▶ _Task details_: Give the count of lines that include the string "React". Add nothing to it.

▶ _Dataset excerpt_:
..........

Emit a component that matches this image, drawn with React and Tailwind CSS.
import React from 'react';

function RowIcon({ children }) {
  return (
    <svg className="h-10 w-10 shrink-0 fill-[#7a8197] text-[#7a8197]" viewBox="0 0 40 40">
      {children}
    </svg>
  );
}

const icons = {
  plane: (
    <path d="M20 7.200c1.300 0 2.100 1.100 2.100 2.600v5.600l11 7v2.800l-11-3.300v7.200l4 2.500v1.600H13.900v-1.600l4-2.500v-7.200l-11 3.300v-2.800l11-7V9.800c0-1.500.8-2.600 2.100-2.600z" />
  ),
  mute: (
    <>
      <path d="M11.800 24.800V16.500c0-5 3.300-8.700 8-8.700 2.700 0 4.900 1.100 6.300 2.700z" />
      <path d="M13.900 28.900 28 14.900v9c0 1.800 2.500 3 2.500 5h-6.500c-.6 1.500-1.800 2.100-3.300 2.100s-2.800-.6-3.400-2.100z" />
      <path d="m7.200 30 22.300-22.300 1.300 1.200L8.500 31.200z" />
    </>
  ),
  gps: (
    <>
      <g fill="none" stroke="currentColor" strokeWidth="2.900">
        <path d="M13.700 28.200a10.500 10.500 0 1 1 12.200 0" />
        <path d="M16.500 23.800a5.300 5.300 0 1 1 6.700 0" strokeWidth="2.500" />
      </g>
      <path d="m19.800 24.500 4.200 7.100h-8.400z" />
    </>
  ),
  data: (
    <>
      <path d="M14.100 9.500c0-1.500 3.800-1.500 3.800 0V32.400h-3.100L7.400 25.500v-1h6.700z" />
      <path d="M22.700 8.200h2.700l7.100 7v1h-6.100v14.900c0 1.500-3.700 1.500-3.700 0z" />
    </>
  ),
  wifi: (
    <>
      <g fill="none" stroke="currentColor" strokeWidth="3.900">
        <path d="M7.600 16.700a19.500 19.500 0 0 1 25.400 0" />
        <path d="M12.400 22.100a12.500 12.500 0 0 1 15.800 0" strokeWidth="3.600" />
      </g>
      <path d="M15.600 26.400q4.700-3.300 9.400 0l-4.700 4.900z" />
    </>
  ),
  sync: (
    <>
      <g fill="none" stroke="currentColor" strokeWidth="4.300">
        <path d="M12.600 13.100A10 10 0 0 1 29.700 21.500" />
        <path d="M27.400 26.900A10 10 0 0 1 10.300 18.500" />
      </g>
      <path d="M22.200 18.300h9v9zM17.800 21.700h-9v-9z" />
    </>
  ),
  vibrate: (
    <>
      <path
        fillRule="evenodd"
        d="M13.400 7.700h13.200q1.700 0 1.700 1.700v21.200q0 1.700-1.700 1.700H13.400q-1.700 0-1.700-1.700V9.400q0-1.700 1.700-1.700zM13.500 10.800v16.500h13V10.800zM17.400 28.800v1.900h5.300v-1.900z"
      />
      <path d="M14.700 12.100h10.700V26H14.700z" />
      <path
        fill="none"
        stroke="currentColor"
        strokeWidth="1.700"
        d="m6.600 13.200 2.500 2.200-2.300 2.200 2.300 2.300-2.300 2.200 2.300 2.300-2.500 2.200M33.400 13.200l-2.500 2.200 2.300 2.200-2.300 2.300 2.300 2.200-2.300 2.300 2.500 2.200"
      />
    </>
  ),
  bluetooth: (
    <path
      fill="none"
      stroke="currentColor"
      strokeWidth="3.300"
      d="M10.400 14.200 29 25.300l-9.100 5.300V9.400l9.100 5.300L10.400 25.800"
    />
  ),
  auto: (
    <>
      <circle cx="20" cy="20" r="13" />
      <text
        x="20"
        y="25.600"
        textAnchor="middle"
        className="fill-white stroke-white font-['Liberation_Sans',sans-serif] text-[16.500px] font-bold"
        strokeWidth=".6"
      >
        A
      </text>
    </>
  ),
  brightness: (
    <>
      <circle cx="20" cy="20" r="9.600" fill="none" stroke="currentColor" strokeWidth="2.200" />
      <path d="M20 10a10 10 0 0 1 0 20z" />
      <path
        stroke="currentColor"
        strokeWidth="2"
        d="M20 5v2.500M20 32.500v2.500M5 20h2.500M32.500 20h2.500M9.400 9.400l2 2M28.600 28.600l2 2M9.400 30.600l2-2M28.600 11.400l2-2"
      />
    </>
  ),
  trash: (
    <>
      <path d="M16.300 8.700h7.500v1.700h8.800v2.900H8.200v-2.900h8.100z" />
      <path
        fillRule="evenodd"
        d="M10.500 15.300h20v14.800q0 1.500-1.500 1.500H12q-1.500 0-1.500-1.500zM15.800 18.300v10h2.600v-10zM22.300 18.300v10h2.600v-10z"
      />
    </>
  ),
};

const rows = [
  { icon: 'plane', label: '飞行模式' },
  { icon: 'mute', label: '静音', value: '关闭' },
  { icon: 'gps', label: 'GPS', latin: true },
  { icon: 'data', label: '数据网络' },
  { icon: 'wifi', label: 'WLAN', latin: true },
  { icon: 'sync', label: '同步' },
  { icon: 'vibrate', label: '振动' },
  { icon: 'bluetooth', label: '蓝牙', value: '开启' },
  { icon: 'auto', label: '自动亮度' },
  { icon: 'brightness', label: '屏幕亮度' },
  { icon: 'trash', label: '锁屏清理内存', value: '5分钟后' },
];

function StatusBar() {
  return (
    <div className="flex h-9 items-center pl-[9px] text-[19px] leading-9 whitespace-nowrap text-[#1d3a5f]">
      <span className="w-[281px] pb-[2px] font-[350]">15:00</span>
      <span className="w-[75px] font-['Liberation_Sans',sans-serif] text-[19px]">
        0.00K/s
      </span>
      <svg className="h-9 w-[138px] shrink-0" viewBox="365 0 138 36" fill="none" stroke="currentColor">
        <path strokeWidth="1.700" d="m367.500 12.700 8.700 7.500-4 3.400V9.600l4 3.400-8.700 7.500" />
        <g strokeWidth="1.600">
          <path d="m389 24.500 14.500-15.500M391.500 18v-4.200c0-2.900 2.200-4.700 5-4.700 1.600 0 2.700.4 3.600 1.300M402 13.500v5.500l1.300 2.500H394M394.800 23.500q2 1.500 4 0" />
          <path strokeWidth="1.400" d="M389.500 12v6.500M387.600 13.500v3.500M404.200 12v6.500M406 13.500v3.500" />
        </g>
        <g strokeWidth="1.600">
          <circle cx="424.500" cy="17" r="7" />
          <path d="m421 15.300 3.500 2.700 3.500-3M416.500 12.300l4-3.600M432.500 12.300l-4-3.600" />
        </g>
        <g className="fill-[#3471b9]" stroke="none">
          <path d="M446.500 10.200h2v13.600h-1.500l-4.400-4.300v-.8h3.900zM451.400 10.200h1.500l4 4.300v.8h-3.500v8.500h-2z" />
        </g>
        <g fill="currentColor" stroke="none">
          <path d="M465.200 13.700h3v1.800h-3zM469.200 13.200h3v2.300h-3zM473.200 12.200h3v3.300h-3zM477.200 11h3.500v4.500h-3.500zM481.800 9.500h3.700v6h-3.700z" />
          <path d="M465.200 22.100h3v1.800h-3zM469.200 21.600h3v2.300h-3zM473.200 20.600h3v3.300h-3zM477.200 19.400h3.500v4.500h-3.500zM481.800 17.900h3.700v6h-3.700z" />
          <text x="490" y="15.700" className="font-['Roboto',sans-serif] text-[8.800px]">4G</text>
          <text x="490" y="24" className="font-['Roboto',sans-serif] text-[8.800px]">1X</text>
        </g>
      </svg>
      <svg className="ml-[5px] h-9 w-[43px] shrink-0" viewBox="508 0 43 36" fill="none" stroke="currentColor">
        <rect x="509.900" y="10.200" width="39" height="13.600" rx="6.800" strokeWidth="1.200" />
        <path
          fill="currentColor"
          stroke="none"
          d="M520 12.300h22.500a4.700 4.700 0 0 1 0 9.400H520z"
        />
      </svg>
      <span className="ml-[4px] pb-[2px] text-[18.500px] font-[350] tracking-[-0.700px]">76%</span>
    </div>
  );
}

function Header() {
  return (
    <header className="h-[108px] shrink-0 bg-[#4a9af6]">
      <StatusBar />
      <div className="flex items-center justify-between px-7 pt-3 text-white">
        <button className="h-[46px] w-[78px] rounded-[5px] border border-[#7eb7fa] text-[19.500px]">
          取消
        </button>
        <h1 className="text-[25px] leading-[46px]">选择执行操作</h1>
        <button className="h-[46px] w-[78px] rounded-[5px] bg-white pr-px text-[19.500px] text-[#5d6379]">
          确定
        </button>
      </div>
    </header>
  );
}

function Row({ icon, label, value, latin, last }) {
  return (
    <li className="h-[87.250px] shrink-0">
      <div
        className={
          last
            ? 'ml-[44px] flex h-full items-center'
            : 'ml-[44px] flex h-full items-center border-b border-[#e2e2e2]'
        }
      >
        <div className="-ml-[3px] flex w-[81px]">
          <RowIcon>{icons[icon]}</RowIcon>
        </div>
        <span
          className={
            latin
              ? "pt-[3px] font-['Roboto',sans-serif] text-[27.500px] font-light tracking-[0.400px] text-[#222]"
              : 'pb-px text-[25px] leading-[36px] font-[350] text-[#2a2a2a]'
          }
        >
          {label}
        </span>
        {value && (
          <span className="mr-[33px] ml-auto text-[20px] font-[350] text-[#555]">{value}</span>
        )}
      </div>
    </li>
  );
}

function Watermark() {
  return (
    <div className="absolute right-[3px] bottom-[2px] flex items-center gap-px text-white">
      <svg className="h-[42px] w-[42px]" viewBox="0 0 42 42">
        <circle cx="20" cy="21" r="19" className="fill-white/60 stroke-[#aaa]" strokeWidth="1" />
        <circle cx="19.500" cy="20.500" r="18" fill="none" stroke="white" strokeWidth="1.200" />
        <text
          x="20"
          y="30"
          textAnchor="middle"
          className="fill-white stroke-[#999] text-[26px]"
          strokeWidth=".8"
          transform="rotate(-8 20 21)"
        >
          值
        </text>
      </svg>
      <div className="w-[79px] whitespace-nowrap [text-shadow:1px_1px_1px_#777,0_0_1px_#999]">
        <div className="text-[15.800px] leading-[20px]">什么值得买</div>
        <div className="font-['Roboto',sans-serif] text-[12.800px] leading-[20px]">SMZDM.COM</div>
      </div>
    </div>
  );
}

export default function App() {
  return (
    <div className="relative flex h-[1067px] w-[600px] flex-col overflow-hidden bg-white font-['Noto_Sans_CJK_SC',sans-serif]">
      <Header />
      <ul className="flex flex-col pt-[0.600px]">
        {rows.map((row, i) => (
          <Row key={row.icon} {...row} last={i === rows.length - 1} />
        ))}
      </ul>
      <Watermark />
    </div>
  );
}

..........

▶ _The output_: 2